PROBLEM STATEMENT:
Leave the pictures out. Return all other data exactly.

SUPPLIED MATERIAL:

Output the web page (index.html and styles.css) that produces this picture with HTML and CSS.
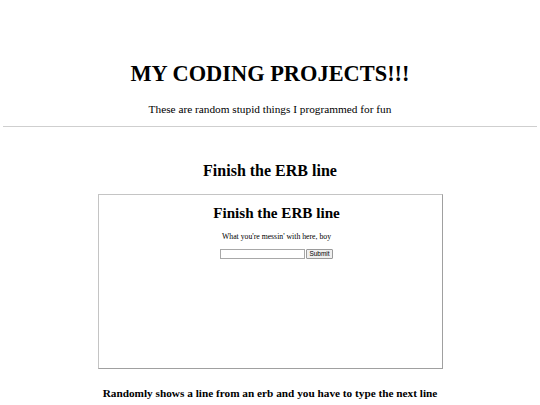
FILE: index.html
```html
<!DOCTYPE html>
<html>
<head>
<meta charset="utf-8">
<title>My Coding Projects</title>
<link rel="stylesheet" href="styles.css">
</head>
<body>
<header class="site-header">
  <h1 class="site-title">MY CODING PROJECTS!!!</h1>
  <p class="site-sub">These are random stupid things I programmed for fun</p>
</header>
<hr class="divider">
<section class="project">
  <h2 class="project-title">Finish the ERB line</h2>
  <div class="frame">
    <h2 class="frame-title">Finish the ERB line</h2>
    <p class="frame-line">What you're messin' with here, boy</p>
    <form class="frame-form">
      <input class="frame-input" type="text">
      <button class="frame-btn" type="button">Submit</button>
    </form>
  </div>
  <p class="project-desc">Randomly shows a line from an erb and you have to type the next line</p>
</section>
</body>
</html>
```
FILE: styles.css
```css
html, body {
  margin: 0;
  padding: 0;
  background: #fff;
}
body {
  font-family: "Liberation Serif", "Times New Roman", serif;
  color: #000;
}
.site-header {
  display: flex;
  flex-direction: column;
  align-items: center;
  padding-top: 64px;
}
.site-title {
  margin: 0;
  font-size: 22.4px;
  line-height: 20px;
  font-weight: bold;
}
.site-sub {
  margin: 19px 0 0;
  font-size: 11.3px;
  line-height: 12px;
}
.divider {
  margin: 11px 3px 0;
  border: none;
  border-top: 1px solid #cfcfcf;
  height: 0;
}
.project {
  display: flex;
  flex-direction: column;
  align-items: center;
}
.project-title {
  margin: 35px 0 0;
  font-size: 16px;
  line-height: 18px;
  font-weight: bold;
}
.frame {
  margin-top: 14px;
  width: 345px;
  height: 175px;
  box-sizing: border-box;
  border: 1px solid #a0a0a0;
  border-top-color: #c4c4c4;
  border-left-color: #c4c4c4;
  display: flex;
  flex-direction: column;
  align-items: center;
  padding: 10px 0 0 13px;
}
.frame-title {
  margin: 0;
  font-size: 15.15px;
  line-height: 16px;
  font-weight: bold;
}
.frame-line {
  margin: 11px 0 0;
  font-size: 7.75px;
  line-height: 9px;
}
.frame-form {
  margin: 8px 0 0;
  display: flex;
  align-items: center;
  gap: 1px;
}
.frame-input {
  width: 85px;
  height: 10px;
  box-sizing: border-box;
  border: 1px solid #a8a8a8;
  padding: 0;
  margin: 0;
  background: #fff;
}
.frame-btn {
  height: 10px;
  box-sizing: border-box;
  border: 1px solid #9a9a9a;
  border-radius: 1px;
  background: #efefef;
  padding: 0 2px;
  margin: 0;
  font-family: "Liberation Sans", Arial, sans-serif;
  font-size: 6.5px;
  line-height: 8px;
  color: #000;
}
.project-desc {
  margin: 18px 0 0;
  font-size: 11.27px;
  line-height: 12px;
  font-weight: bold;
}
```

EXPECTED OUTPUT:
Output the web page (index.html and styles.css) that produces this picture with HTML and CSS.
FILE: index.html
```html
<!DOCTYPE html>
<html>
<head>
<meta charset="utf-8">
<title>My Coding Projects</title>
<link rel="stylesheet" href="styles.css">
</head>
<body>
<header class="site-header">
  <h1 class="site-title">MY CODING PROJECTS!!!</h1>
  <p class="site-sub">These are random stupid things I programmed for fun</p>
</header>
<hr class="divider">
<section class="project">
  <h2 class="project-title">Finish the ERB line</h2>
  <div class="frame">
    <h2 class="frame-title">Finish the ERB line</h2>
    <p class="frame-line">What you're messin' with here, boy</p>
    <form class="frame-form">
      <input class="frame-input" type="text">
      <button class="frame-btn" type="button">Submit</button>
    </form>
  </div>
  <p class="project-desc">Randomly shows a line from an erb and you have to type the next line</p>
</section>
</body>
</html>
```
FILE: styles.css
```css
html, body {
  margin: 0;
  padding: 0;
  background: #fff;
}
body {
  font-family: "Liberation Serif", "Times New Roman", serif;
  color: #000;
}
.site-header {
  display: flex;
  flex-direction: column;
  align-items: center;
  padding-top: 64px;
}
.site-title {
  margin: 0;
  font-size: 22.4px;
  line-height: 20px;
  font-weight: bold;
}
.site-sub {
  margin: 19px 0 0;
  font-size: 11.3px;
  line-height: 12px;
}
.divider {
  margin: 11px 3px 0;
  border: none;
  border-top: 1px solid #cfcfcf;
  height: 0;
}
.project {
  display: flex;
  flex-direction: column;
  align-items: center;
}
.project-title {
  margin: 35px 0 0;
  font-size: 16px;
  line-height: 18px;
  font-weight: bold;
}
.frame {
  margin-top: 14px;
  width: 345px;
  height: 175px;
  box-sizing: border-box;
  border: 1px solid #a0a0a0;
  border-top-color: #c4c4c4;
  border-left-color: #c4c4c4;
  display: flex;
  flex-direction: column;
  align-items: center;
  padding: 10px 0 0 13px;
}
.frame-title {
  margin: 0;
  font-size: 15.15px;
  line-height: 16px;
  font-weight: bold;
}
.frame-line {
  margin: 11px 0 0;
  font-size: 7.75px;
  line-height: 9px;
}
.frame-form {
  margin: 8px 0 0;
  display: flex;
  align-items: center;
  gap: 1px;
}
.frame-input {
  width: 85px;
  height: 10px;
  box-sizing: border-box;
  border: 1px solid #a8a8a8;
  padding: 0;
  margin: 0;
  background: #fff;
}
.frame-btn {
  height: 10px;
  box-sizing: border-box;
  border: 1px solid #9a9a9a;
  border-radius: 1px;
  background: #efefef;
  padding: 0 2px;
  margin: 0;
  font-family: "Liberation Sans", Arial, sans-serif;
  font-size: 6.5px;
  line-height: 8px;
  color: #000;
}
.project-desc {
  margin: 18px 0 0;
  font-size: 11.27px;
  line-height: 12px;
  font-weight: bold;
}
```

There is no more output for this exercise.